Through just over a quarter of the 2015-16 season, there have been a few consistent hot topics around the NHL. The early successes of the Dallas Stars, Montreal Canadiens and New York Rangers. Patrick Kane’s dominant offensive run in the face of a tumultuous off-season. And the rookies.
This season has seemed like the first in several seasons where the rookie class has been deep and talented. Of course, everyone in the hockey world was talking about the two golden children: Jack Eichel and Connor McDavid. Both were expected to turn around their respective franchises and possess the talent to be the best players in the league for a decade.
Past them, the conversation has focused on several others. Detroit’s Dylan Larkin has grabbed the spotlight at several points and with good reason. Just a teenager who was playing his first (and only) season of college hockey last year, Larkin has made the jump to the NHL flawlessly, playing on Detroit’s top line and leading all NHL rookies with 10 goals (his 18 points are third).

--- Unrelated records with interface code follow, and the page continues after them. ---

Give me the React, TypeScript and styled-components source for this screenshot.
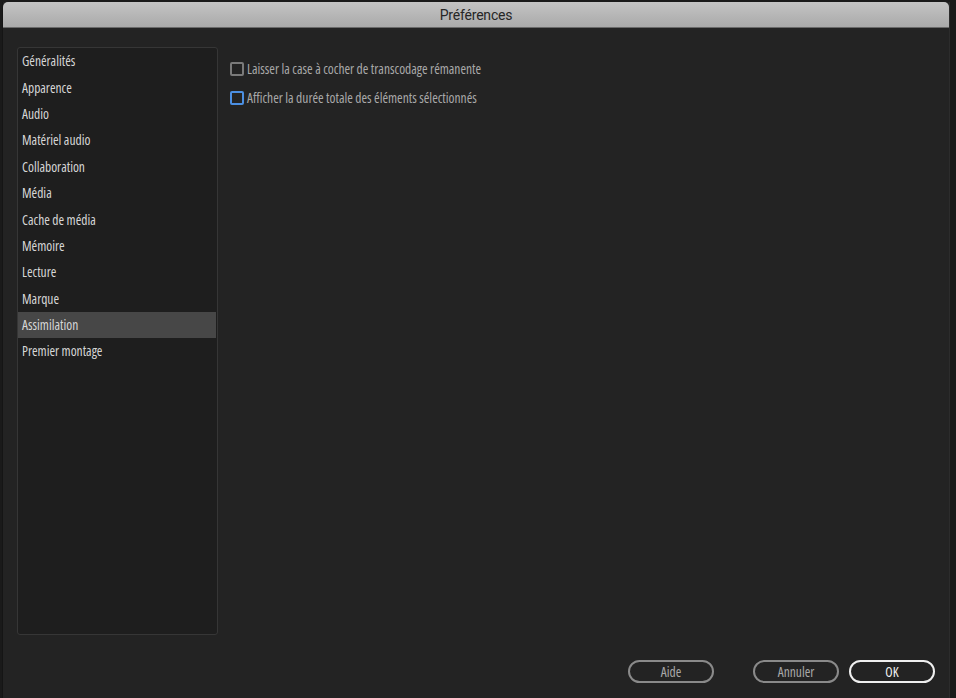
import React from "react";
import styled, { createGlobalStyle } from "styled-components";

const Global = createGlobalStyle`
  html, body { margin: 0; padding: 0; background: #191919; }
  body { font-family: "Open Sans", Roboto, sans-serif; font-stretch: 75%; font-weight: 400; }
  * { box-sizing: border-box; }
`;

const Screen = styled.div`
  width: 956px;
  height: 698px;
  background: #1a1a1a;
  padding: 2px 0 0 2px;
  display: flex;
  overflow: hidden;
`;

const Window = styled.div`
  width: 948px;
  height: 696px;
  display: flex;
  flex-direction: column;
  background: #232323;
  border-left: 1px solid #151515;
  border-right: 1px solid #2c2c2c;
`;

const TitleBar = styled.div`
  height: 26px;
  flex: none;
  border-radius: 5px 5px 0 0;
  background: linear-gradient(#c4c4c4, #b4b4b4 60%, #aaaaaa);
  border-bottom: 1px solid #6a6a6a;
  display: flex;
  align-items: center;
  justify-content: center;
  color: #262626;
  font-family: Roboto, "Liberation Sans", sans-serif;
  font-stretch: 100%;
  font-size: 14px;
  letter-spacing: -0.2px;
`;

const Body = styled.div`
  flex: 1;
  display: flex;
  flex-direction: column;
  padding: 19px 14px 0 14px;
`;

const Main = styled.div`
  display: flex;
  height: 588px;
  gap: 12px;
`;

const Sidebar = styled.div`
  width: 201px;
  flex: none;
  background: #1e1e1e;
  border: 1px solid #363636;
  border-radius: 3px;
  padding: 0 1px 0 0;
`;

const NavItem = styled.div<{ $active?: boolean }>`
  height: 26.4px;
  display: flex;
  align-items: center;
  padding-left: 4px;
  font-size: 13.5px;
  color: #d6d6d6;
  background: ${(p) => (p.$active ? "#474747" : "transparent")};
`;

const Options = styled.div`
  padding-top: 15px;
  display: flex;
  flex-direction: column;
  gap: 15px;
`;

const OptionRow = styled.label`
  display: flex;
  align-items: center;
  gap: 3px;
  height: 14px;
  font-size: 13.5px;
  color: #a9a9a9;
`;

const Box = styled.span<{ $focus?: boolean }>`
  width: 14px;
  height: 14px;
  flex: none;
  border: 2px solid ${(p) => (p.$focus ? "#4b8fe2" : "#7a7a7a")};
  border-radius: 2px;
  background: #232323;
`;

const Footer = styled.div`
  display: flex;
  justify-content: flex-end;
  align-items: center;
  padding-top: 25px;
`;

const Button = styled.button<{ $primary?: boolean; $gapAfter?: number }>`
  width: 86px;
  height: 23px;
  border-radius: 12px;
  background: transparent;
  border: 2px solid ${(p) => (p.$primary ? "#efefef" : "#8a8a8a")};
  color: ${(p) => (p.$primary ? "#f2f2f2" : "#a8a8a8")};
  font-family: "Open Sans", Roboto, sans-serif;
  font-stretch: 75%;
  font-weight: 400;
  font-size: 13.5px;
  padding: 0;
  margin-right: ${(p) => p.$gapAfter ?? 0}px;
`;

const items = [
  "Généralités",
  "Apparence",
  "Audio",
  "Matériel audio",
  "Collaboration",
  "Média",
  "Cache de média",
  "Mémoire",
  "Lecture",
  "Marque",
  "Assimilation",
  "Premier montage",
];

export default function App() {
  return (
    <>
      <Global />
      <Screen>
        <Window>
          <TitleBar>Préférences</TitleBar>
          <Body>
            <Main>
              <Sidebar>
                {items.map((t) => (
                  <NavItem key={t} $active={t === "Assimilation"}>
                    {t}
                  </NavItem>
                ))}
              </Sidebar>
              <Options>
                <OptionRow>
                  <Box />
                  Laisser la case à cocher de transcodage rémanente
                </OptionRow>
                <OptionRow>
                  <Box $focus />
                  Afficher la durée totale des éléments sélectionnés
                </OptionRow>
              </Options>
            </Main>
            <Footer>
              <Button $gapAfter={39}>Aide</Button>
              <Button $gapAfter={10}>Annuler</Button>
              <Button $primary>OK</Button>
            </Footer>
          </Body>
        </Window>
      </Screen>
    </>
  );
}
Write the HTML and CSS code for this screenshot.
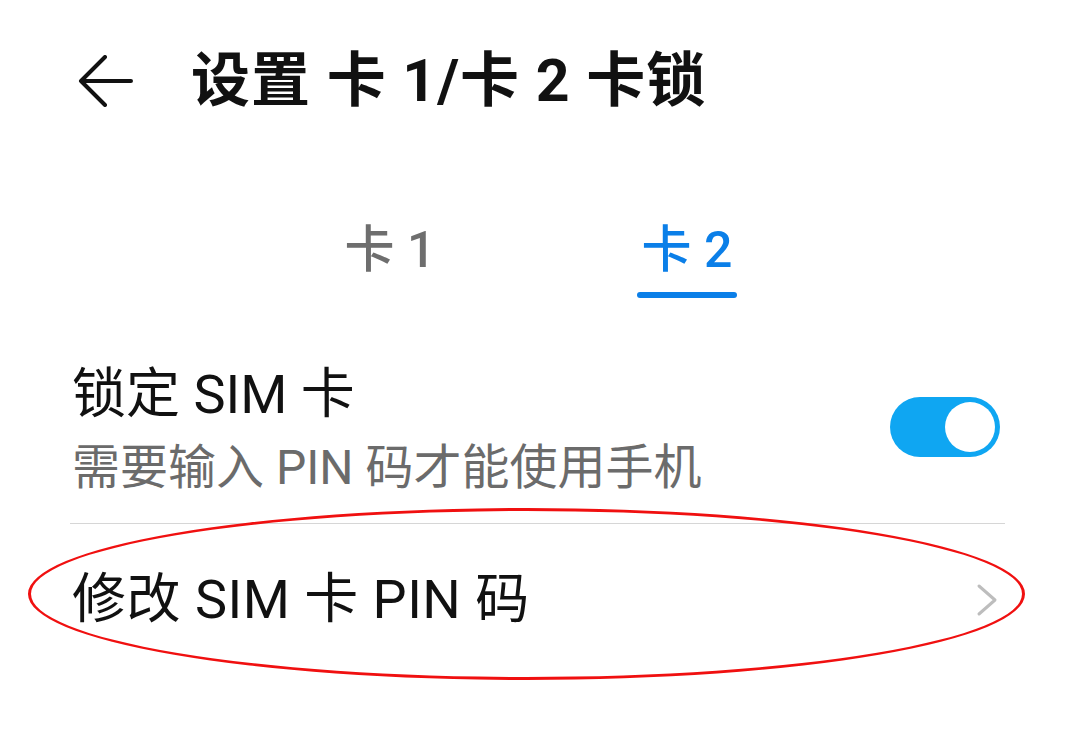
FILE: index.html
```html
<!DOCTYPE html>
<html>
	<head>
		<meta charset="UTF-8">
		<title>卡锁</title>
		<link rel="stylesheet" href="styles.css">
	</head>
	<body>
		<div id="box">
			<!--标题栏-->
			<div class="header">
				<svg class="back" width="56" height="52" viewBox="0 0 56 52">
					<path d="M54 26 H4 M28 2 L4 26 L28 50" fill="none" stroke="#111" stroke-width="4" stroke-linecap="round" stroke-linejoin="round"/>
				</svg>
				<div class="title">设置 卡 1/卡 2 卡锁</div>
			</div>
			<!--卡 1 / 卡 2-->
			<div class="tabs">
				<div class="tab">卡 1</div>
				<div class="tab active">卡 2<span class="line"></span></div>
			</div>
			<!--列表-->
			<div class="list">
				<div class="row first">
					<div class="text">
						<div class="name">锁定 SIM 卡</div>
						<div class="desc">需要输入 PIN 码才能使用手机</div>
					</div>
					<div class="switch"><span class="knob"></span></div>
				</div>
				<div class="row second">
					<div class="name">修改 SIM 卡 PIN 码</div>
					<svg class="arrow" width="24" height="34" viewBox="0 0 24 34">
						<path d="M4 3 L20 17 L4 31" fill="none" stroke="#bdbdbd" stroke-width="3" stroke-linecap="round" stroke-linejoin="round"/>
					</svg>
				</div>
			</div>
			<!--红圈标注-->
			<div class="mark"></div>
		</div>
	</body>
</html>
```

FILE: styles.css
```css
* {
	margin: 0;
	padding: 0;
}
body {
	background: #fff;
	font-family: Roboto, "Noto Sans CJK SC", sans-serif;
	color: #111;
}
#box {
	width: 1077px;
	height: 754px;
	position: relative;
	overflow: hidden;
}
.header {
	display: flex;
	align-items: center;
	padding: 46px 0 0 77px;
	height: 70px;
}
.back {
	display: block;
}
.title {
	margin-left: 58px;
	font-size: 59px;
	line-height: 70px;
	font-weight: bold;
	letter-spacing: 1px;
	white-space: nowrap;
}
.tabs {
	display: flex;
	justify-content: center;
	margin-top: 104px;
}
.tab {
	width: 297px;
	display: flex;
	flex-direction: column;
	align-items: center;
	font-size: 50px;
	line-height: 60px;
	font-weight: 500;
	color: #6e6e6e;
}
.tab.active {
	color: #0b7fe8;
}
.line {
	display: block;
	width: 100px;
	height: 6px;
	margin-top: 12px;
	border-radius: 3px;
	background: #0b7fe8;
}
.tab:first-child {
	padding-bottom: 18px;
}
.list {
	margin: 65px 72px 0 70px;
}
.row {
	display: flex;
	align-items: center;
	justify-content: space-between;
}
.first {
	padding: 0 5px 25px 2px;
	border-bottom: 1px solid #d6d6d6;
}
.name {
	font-size: 54px;
	line-height: 64px;
	white-space: nowrap;
}
.second .name {
	letter-spacing: 0.5px;
}
.desc {
	margin-top: 11px;
	font-size: 48px;
	line-height: 60px;
	color: #6b6b6b;
	white-space: nowrap;
}
.switch {
	width: 110px;
	height: 60px;
	box-sizing: border-box;
	padding: 5px;
	border-radius: 30px;
	background: #0fa6f2;
	display: flex;
	justify-content: flex-end;
	margin-top: -8px;
}
.knob {
	width: 50px;
	height: 50px;
	border-radius: 50%;
	background: #fff;
}
.second {
	padding: 44px 6px 0 2px;
}
.arrow {
	display: block;
}
.mark {
	position: absolute;
	left: 28px;
	top: 508px;
	width: 997px;
	height: 172px;
	box-sizing: border-box;
	border: 3px solid #f01010;
	border-radius: 50%;
}
```
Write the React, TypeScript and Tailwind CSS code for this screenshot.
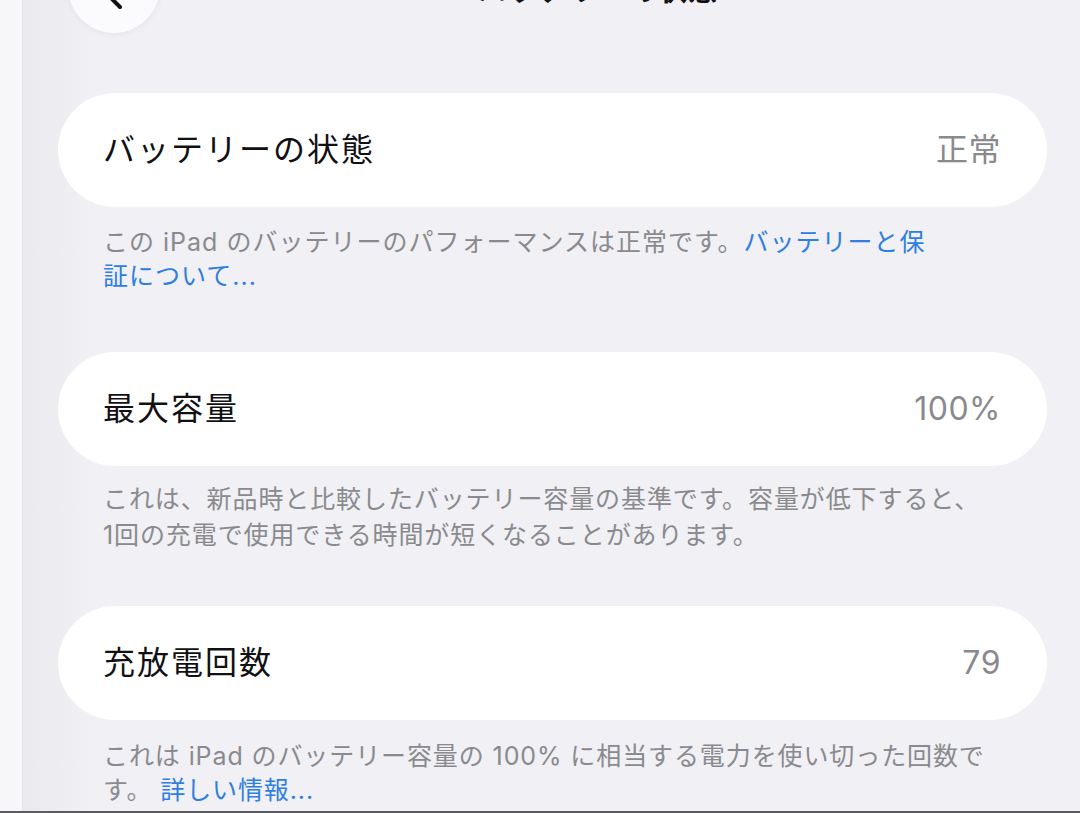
import React from 'react'

const font = { fontFamily: 'Inter, "Noto Sans CJK JP", sans-serif' }

interface RowProps {
  label: string
  value: string
}

function Row({ label, value }: RowProps) {
  return (
    <div className="h-[114px] rounded-full bg-white flex items-center justify-between pl-[45px] pr-[46px]">
      <span className="text-[32px] tracking-[2px] text-[#111114]">{label}</span>
      <span className="text-[32px] tracking-[0.5px] text-[#8a8a8e]">{value}</span>
    </div>
  )
}

export default function App() {
  return (
    <div className="h-[813px] w-[1080px] overflow-hidden flex flex-col bg-[#f0f0f5]" style={font}>
      <div className="flex flex-1 min-h-0">
        {/* サイドバーの端 */}
        <div className="w-[23px] bg-[#f7f7fa] border-r border-[#e4e4e9]" />

        <div className="flex-1 pl-[35px] pr-[33px] bg-[linear-gradient(to_right,#e9e9ee,#f0f0f5_70px)]">
          {/* ナビゲーションバー（上部で切れている） */}
          <div className="relative h-[33px]">
            <div className="absolute left-[10px] top-[-59px] w-[92px] h-[92px] rounded-full bg-[#fbfbfd] shadow-[0_1px_6px_rgba(0,0,0,0.06)]">
              <svg className="absolute left-[30px] top-[34px]" width="30" height="40" viewBox="0 0 30 40" fill="none">
                <path d="M22 4 L8 18 L22 32" stroke="#111" strokeWidth="4" strokeLinecap="round" strokeLinejoin="round" />
              </svg>
            </div>
            <div className="absolute left-[420px] top-[-31px] text-[29px] font-semibold text-[#111114] tracking-[1px] whitespace-nowrap">
              バッテリーの状態
            </div>
          </div>

          <div className="mt-[60px]">
            <Row label="バッテリーの状態" value="正常" />
          </div>
          <div className="mt-[18px] pl-[45px] text-[25px] leading-[34px] tracking-[1px] text-[#8a8a8e]">
            <div className="whitespace-nowrap">
              この iPad のバッテリーのパフォーマンスは正常です。<span className="text-[#2f7ee0]">バッテリーと保</span>
            </div>
            <div className="whitespace-nowrap text-[#2f7ee0]">証について...</div>
          </div>

          <div className="mt-[59px]">
            <Row label="最大容量" value="100%" />
          </div>
          <div className="mt-[15px] pl-[45px] text-[25px] leading-[36px] tracking-[0.9px] text-[#8a8a8e]">
            <div className="whitespace-nowrap">これは、新品時と比較したバッテリー容量の基準です。容量が低下すると、</div>
            <div className="whitespace-nowrap">1回の充電で使用できる時間が短くなることがあります。</div>
          </div>

          <div className="mt-[53px]">
            <Row label="充放電回数" value="79" />
          </div>
          <div className="mt-[19px] pl-[45px] text-[25px] leading-[34px] tracking-[0.9px] text-[#8a8a8e]">
            <div className="whitespace-nowrap">これは iPad のバッテリー容量の 100% に相当する電力を使い切った回数で</div>
            <div className="whitespace-nowrap">
              す。 <span className="text-[#2f7ee0]">詳しい情報...</span>
            </div>
          </div>
        </div>
      </div>
      <div className="h-[2px] bg-[#5c5c60]" />
    </div>
  )
}
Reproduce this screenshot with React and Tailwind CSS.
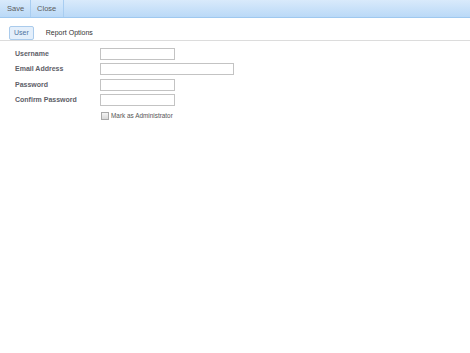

Artemi Panarin has taken the league by storm, posting 23 points in 25 games for the Blackhawks. Riding shotgun on Kane’s line, Panarin leads all NHL rookies in scoring and continues to produce at a pace that most rookies simply don’t. If he continues to produce the way he has, it won’t matter who he’s playing with — he’ll be rookie of the year for certain.
But the name that doesn’t get talked about enough these days is the one who has been the league’s top rookie through the quarter-way mark. That’s right, Max Domi doesn’t get his due.
Domi has more than earned his right to that accolade through 24 games with the Coyotes. He’s third in goals (eight), second in assists (13) and second in points (21) among NHL rookies. He’s been dynamic and exciting for an Arizona team that has been better than expected. Not that they are world-beaters, but they were expected to be bottom-feeders and have managed to keep themselves competitive.
Unlike Panarin and Larkin, who play with the likes of Kane and Henrik Zetterberg respectively, Domi hasn’t had the benefit of traditionally great linemates. That’s no disrespect to Antoine Vermette and Mikkel Boedker, but among the elite in the game they are not. The fact that Domi is doing what he’s been doing shows how well he’s played as a whole and the kind of impact he has had on the way the Coyotes have played.
Again, there is a lot of hockey left to go. Domi could hit the skids and Panarin could continue to light up the scoreboard playing next to Kane. Eichel could explode offensively and take his place at the top of the mountain. But at this point in the game, Tie Domi’s kid is without a doubt the rookie of the year.